Report each line of the data that includes the word "with".

--- Source excerpt ---

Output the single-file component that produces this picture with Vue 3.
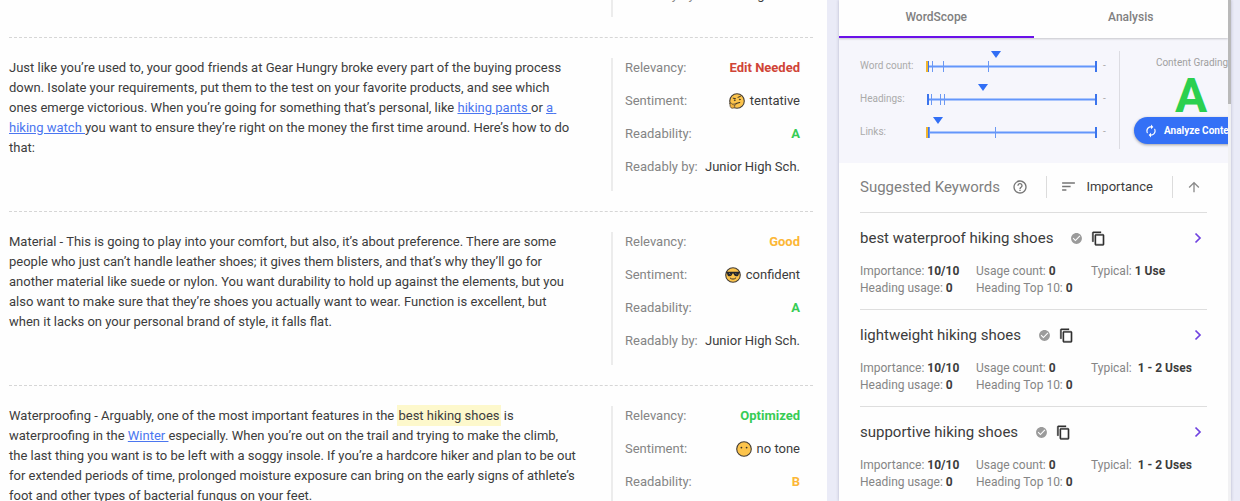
<script setup>
const blocks = [
  { id: 0, parts: [], partial: true },
  {
    id: 1,
    parts: [
      { text: 'Just like you’re used to, your good friends at Gear Hungry broke every part of the buying process down. Isolate your requirements, put them to the test on your favorite products, and see which ones emerge victorious. When you’re going for something that’s personal, like ' },
      { text: 'hiking pants ', kind: 'link' },
      { text: 'or ' },
      { text: 'a hiking watch ', kind: 'link' },
      { text: 'you want to ensure they’re right on the money the first time around. Here’s how to do that:' },
    ],
    relevancy: 'Edit Needed', tone: 'bad', mood: 'tentative', grade: 'A',
  },
  {
    id: 2,
    parts: [
      { text: 'Material - This is going to play into your comfort, but also, it’s about preference. There are some people who just can’t handle leather shoes; it gives them blisters, and that’s why they’ll go for another material like suede or nylon. You want durability to hold up against the elements, but you also want to make sure that they’re shoes you actually want to wear. Function is excellent, but when it lacks on your personal brand of style, it falls flat.' },
    ],
    relevancy: 'Good', tone: 'warn', mood: 'confident', grade: 'A',
  },
  {
    id: 3,
    parts: [
      { text: 'Waterproofing - Arguably, one of the most important features in the ' },
      { text: 'best hiking shoes', kind: 'mark' },
      { text: ' is waterproofing in the ' },
      { text: 'Winter ', kind: 'link' },
      { text: 'especially. When you’re out on the trail and trying to make the climb, the last thing you want is to be left with a soggy insole. If you’re a hardcore hiker and plan to be out for extended periods of time, prolonged moisture exposure can bring on the early signs of athlete’s foot and other types of bacterial fungus on your feet.' },
    ],
    relevancy: 'Optimized', tone: 'ok', mood: 'no tone', grade: 'B', last: true,
  },
]

const gauges = [
  { name: 'Word count:', gold: true, ticks: [7, 18, 63], pointer: 72 },
  { name: 'Headings:', gold: false, ticks: [6, 15, 19], pointer: 59 },
  { name: 'Links:', gold: true, ticks: [4, 70], pointer: 14 },
]

const keywords = [
  { name: 'best waterproof hiking shoes', typical: '1 Use' },
  { name: 'lightweight hiking shoes', typical: '\u00a01 - 2 Uses' },
  { name: 'supportive hiking shoes', typical: '\u00a01 - 2 Uses' },
]
</script>

<template>
  <div class="page">
    <main class="editor">
      <div class="feed">
        <section v-for="b in blocks" :key="b.id" class="block">
          <p class="copy">
            <template v-for="(p, i) in b.parts" :key="i"><a v-if="p.kind === 'link'" href="#">{{ p.text }}</a><mark v-else-if="p.kind === 'mark'">{{ p.text }}</mark><template v-else>{{ p.text }}</template></template>
          </p>
          <dl class="metrics" :class="{ partial: b.partial }">
            <template v-if="!b.partial">
              <div><dt>Relevancy:</dt><dd class="strong" :class="b.tone">{{ b.relevancy }}</dd></div>
              <div>
                <dt>Sentiment:</dt>
                <dd class="mood">
                  <svg viewBox="0 0 16 16" width="16" height="16" aria-hidden="true">
                    <circle cx="8" cy="8" r="7.3" fill="#fcc44c" stroke="#443d36" stroke-width="1.1" />
                    <g v-if="b.mood === 'tentative'" fill="none" stroke="#3c3429" stroke-linecap="round">
                      <path d="M4.2 5.2 6.4 5.6M9 4.3l2.4-.9" stroke-width="1" />
                      <circle cx="5.7" cy="7.2" r=".5" fill="#3c3429" stroke-width=".5" />
                      <circle cx="10.8" cy="6.5" r=".5" fill="#3c3429" stroke-width=".5" />
                      <path d="M7 10.5 10.7 9.5" stroke-width="1.1" />
                      <path d="M1 10.2C2.2 9.3 3 10.6 3.3 11.3L6.4 10.9C7.3 11 7 12 6.2 12.1L5 12.4C6.6 13.8 4.8 15.4 3 15.2 1.2 14.8.7 12.8 1 10.2Z" fill="#f2b33c" stroke="#554733" stroke-width=".8" />
                    </g>
                    <g v-else-if="b.mood === 'confident'">
                      <path d="M1.2 4.7h13.6v1.4l-.9.4C13.7 8.5 12.9 9.3 11.3 9.3 9.7 9.3 8.9 8.2 8.5 6.6h-1C7.1 8.2 6.3 9.3 4.7 9.3 3.1 9.3 2.3 8.5 2.1 6.5l-.9-.4Z" fill="#25272b" />
                      <path d="m4 6 1.5 1.5M10.3 6l1.5 1.5" stroke="#8a8a86" stroke-width=".7" />
                      <path d="M5.2 11.1c1.7 1.5 4 1.4 5.6-.1" fill="none" stroke="#3c3429" stroke-linecap="round" />
                    </g>
                    <g v-else fill="#3c3429"><circle cx="5.4" cy="6.6" r=".9" /><circle cx="10.6" cy="6.6" r=".9" /></g>
                  </svg>
                  {{ b.mood }}
                </dd>
              </div>
              <div><dt>Readability:</dt><dd class="strong" :class="b.grade === 'A' ? 'ok' : 'warn'">{{ b.grade }}</dd></div>
            </template>
            <div v-if="!b.last"><dt>Readably by:</dt><dd>Junior High Sch.</dd></div>
          </dl>
        </section>
      </div>
    </main>

    <aside class="panel">
      <div class="content">
        <nav class="tabs">
          <button type="button" class="active">WordScope</button>
          <button type="button">Analysis</button>
        </nav>

        <section class="scores">
          <div class="gauges">
            <div v-for="g in gauges" :key="g.name" class="gauge">
              <span>{{ g.name }}</span>
              <svg viewBox="0 0 172 24" width="172" height="24" aria-hidden="true">
                <path d="M1 15.5h170" stroke="#6396fb" stroke-width="2" />
                <path v-for="t in g.ticks" :key="t" :d="`M${t - 0.5} 10v11`" stroke="#6b98f3" stroke-width="1" />
                <path d="M2 10v11M170 10v11" stroke="#3b74ec" stroke-width="2" />
                <path v-if="g.gold" d="M1 10v11" stroke="#f1b62f" stroke-width="2" />
                <path :d="`M${g.pointer - 7} 0h10l-5 7z`" fill="#326ff5" />
              </svg>
              <i>-</i>
            </div>
          </div>
          <div class="grading">
            <span>Content Grading</span>
            <strong>A</strong>
            <button type="button">
              <svg viewBox="0 0 24 24" width="14" height="14" fill="#fff" aria-hidden="true">
                <path d="M12 6v3l4-4-4-4v3c-4.42 0-8 3.58-8 8 0 1.57.46 3.03 1.24 4.26L6.7 14.8A5.87 5.87 0 0 1 6 12c0-3.31 2.69-6 6-6zm6.76 1.74L17.3 9.2c.44.84.7 1.79.7 2.8 0 3.31-2.69 6-6 6v-3l-4 4 4 4v-3c4.42 0 8-3.58 8-8 0-1.57-.46-3.03-1.24-4.26z" />
              </svg>
              Analyze Content
            </button>
          </div>
        </section>

        <section class="suggested">
          <header>
            <h2>Suggested Keywords</h2>
            <button type="button" class="help" aria-label="Help">
              <svg viewBox="0 0 24 24" width="16" height="16" fill="#757575"><path d="M11 18h2v-2h-2v2zm1-16C6.48 2 2 6.48 2 12s4.48 10 10 10 10-4.48 10-10S17.52 2 12 2zm0 18c-4.41 0-8-3.59-8-8s3.59-8 8-8 8 3.59 8 8-3.59 8-8 8zm0-14c-2.21 0-4 1.79-4 4h2c0-1.1.9-2 2-2s2 .9 2 2c0 2-3 1.75-3 5h2c0-2.25 3-2.5 3-5 0-2.21-1.79-4-4-4z" /></svg>
            </button>
            <button type="button" class="sort">
              <svg viewBox="0 0 24 24" width="17" height="17" fill="#757575"><path d="M3 18h6v-2H3v2zM3 6v2h18V6H3zm0 7h12v-2H3v2z" /></svg>
              Importance
            </button>
            <button type="button" class="dir" aria-label="Ascending">
              <svg viewBox="0 0 24 24" width="16" height="16" fill="#8a8a8a"><path d="M4 12l1.41 1.41L11 7.83V20h2V7.83l5.58 5.59L20 12l-8-8-8 8z" /></svg>
            </button>
          </header>

          <article v-for="k in keywords" :key="k.name">
            <div class="title">
              <h3>{{ k.name }}</h3>
              <svg viewBox="0 0 24 24" width="13" height="13" fill="#9b9b9b" aria-hidden="true"><path d="M12 2C6.48 2 2 6.48 2 12s4.48 10 10 10 10-4.48 10-10S17.52 2 12 2zm-2 15l-5-5 1.41-1.41L10 14.17l7.59-7.59L19 8l-9 9z" /></svg>
              <button type="button" aria-label="Copy">
                <svg viewBox="0 0 24 24" width="15" height="15" fill="#303030" stroke="#303030" stroke-width=".6"><path d="M16 1H4c-1.1 0-2 .9-2 2v14h2V3h12V1zm3 4H8c-1.1 0-2 .9-2 2v14c0 1.1.9 2 2 2h11c1.1 0 2-.9 2-2V7c0-1.1-.9-2-2-2zm0 16H8V7h11v14z" /></svg>
              </button>
              <button type="button" class="open" aria-label="Details">
                <svg viewBox="0 0 8 12" width="8" height="12"><path d="M1.5 1.5 6 6l-4.5 4.5" fill="none" stroke="#6f42e0" stroke-width="1.7" /></svg>
              </button>
            </div>
            <div class="stats">
              <span>Importance: <b>10/10</b></span>
              <span>Usage count: <b>0</b></span>
              <span>Typical: <b>{{ k.typical }}</b></span>
              <span>Heading usage: <b>0</b></span>
              <span>Heading Top 10: <b>0</b></span>
            </div>
          </article>
        </section>
      </div>
      <div class="scrollbar"></div>
    </aside>
  </div>
</template>

<style>
body {
  margin: 0;
  overflow: hidden;
}
</style>

<style scoped>
.page {
  display: grid;
  grid-template-columns: minmax(0, 1fr) 392px;
  gap: 12px;
  height: 100vh;
  padding-right: 9px;
  box-sizing: border-box;
  background: #eaebf7;
  font-family: Roboto, "Liberation Sans", sans-serif;
  color: #3c3c3c;
}
button {
  padding: 0;
  border: 0;
  background: none;
  font: inherit;
  color: inherit;
}
svg {
  display: block;
  flex: none;
}
.editor {
  overflow: hidden;
  background: #fefefe;
  padding: 0 14px 0 9px;
}
.feed {
  margin-top: -38px;
}
.block {
  display: grid;
  grid-template-columns: minmax(0, 1fr) 202px;
  gap: 32px;
  padding: 20px 0;
  border-top: 1px dashed #d6d6d6;
}
.copy {
  margin: 0;
  font-size: 13px;
  line-height: 20px;
}
.copy a {
  color: #4b76f0;
  white-space: pre-wrap;
}
mark {
  background: #fdf8cc;
  color: inherit;
  padding: 3px 1px;
}
.metrics {
  margin: 0;
  height: 133px;
  box-sizing: border-box;
  padding: 0 13px 0 12px;
  border-left: 2px solid #ececec;
  font-size: 13px;
  line-height: 20px;
}
.metrics.partial {
  height: 34px;
  padding-top: 2px;
}
.metrics > div {
  display: flex;
  justify-content: space-between;
  margin-bottom: 13px;
  white-space: nowrap;
}
.metrics.partial > div {
  margin-bottom: 0;
}
dt {
  color: #858585;
}
dd {
  margin: 0;
}
.mood {
  display: flex;
  align-items: center;
  gap: 5px;
}
.strong {
  font-weight: 700;
}
.bad { color: #d04437; }
.warn { color: #fcb737; }
.ok { color: #37cc55; }

.panel {
  display: flex;
  overflow: hidden;
  background: #fefefe;
  box-shadow: 0 0 3px rgba(60, 60, 100, 0.3);
}
.content {
  flex: 1;
  min-width: 0;
  overflow: hidden;
}
.scrollbar {
  width: 3px;
  background: linear-gradient(#b9b9b9 104px, #f1f1f3 104px);
}
.tabs {
  position: relative;
  display: flex;
  height: 38px;
  box-shadow: 0 1px 2px rgba(0, 0, 0, 0.2);
}
.tabs button {
  flex: 1;
  padding-bottom: 3px;
  border-bottom: 2px solid transparent;
  font-size: 12px;
  font-weight: 500;
  color: #808080;
}
.tabs .active {
  border-color: #6a11e8;
}
.scores {
  display: flex;
  height: 125px;
  box-sizing: border-box;
  padding: 13px 0 14px 21px;
  background: #f6f6fc;
  font-size: 10px;
  color: #aaaaaa;
}
.gauges {
  flex: none;
  width: 259px;
  border-right: 1px solid #dcdce2;
}
.gauge {
  display: flex;
  height: 33px;
}
.gauge span {
  width: 66px;
  line-height: 30px;
}
.gauge i {
  padding-left: 5px;
  font-style: normal;
  line-height: 30px;
}
.grading {
  flex: none;
  display: flex;
  flex-direction: column;
  align-items: center;
  width: 116px;
  padding-left: 14px;
  white-space: nowrap;
}
.grading span {
  line-height: 24px;
  color: #a0a0a0;
}
.grading strong {
  margin-right: 2px;
  font-size: 48px;
  line-height: 41px;
  font-weight: 700;
  color: #2bd04f;
}
.grading button {
  display: flex;
  align-items: center;
  align-self: stretch;
  gap: 6px;
  height: 27px;
  flex: none;
  margin-top: 1px;
  padding: 0 10px;
  border-radius: 14px;
  background: #3470f6;
  box-shadow: 0 1px 3px rgba(0, 0, 0, 0.35);
  color: #fff;
  font-weight: 700;
}
.suggested {
  padding: 0 21px;
}
.suggested header {
  display: flex;
  align-items: center;
  height: 47px;
  padding-bottom: 2px;
}
h2 {
  margin: 0;
  font-size: 15px;
  font-weight: 400;
  color: #808080;
}
.help {
  margin-left: 12px;
}
.sort {
  display: flex;
  align-items: center;
  gap: 9px;
  height: 22px;
  margin-left: auto;
  padding: 0 19px 0 13px;
  border-left: 1px solid #dcdcdc;
  border-right: 1px solid #dcdcdc;
  font-size: 13px;
}
.dir {
  padding: 0 5px 0 13px;
}
article {
  height: 97px;
  box-sizing: border-box;
  padding-top: 14px;
  border-top: 1px solid #dedede;
}
.title {
  display: flex;
  align-items: center;
  height: 22px;
}
h3 {
  margin: 0 17px 0 0;
  font-size: 15px;
  font-weight: 400;
}
.title button {
  margin-left: 8px;
}
.title .open {
  margin-left: auto;
  margin-right: 5px;
}
.stats {
  display: grid;
  grid-template-columns: 116px 115px 1fr;
  margin-top: 14px;
  font-size: 12px;
  line-height: 17px;
  color: #858585;
  white-space: nowrap;
}
.stats b {
  font-weight: 700;
  color: #3c3c3c;
}
</style>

---

| Answer to this problem |
Output the single-file component that produces this picture with Vue 3.
      { text: 'especially. When you’re out on the trail and trying to make the climb, the last thing you want is to be left with a soggy insole. If you’re a hardcore hiker and plan to be out for extended periods of time, prolonged moisture exposure can bring on the early signs of athlete’s foot and other types of bacterial fungus on your feet.' },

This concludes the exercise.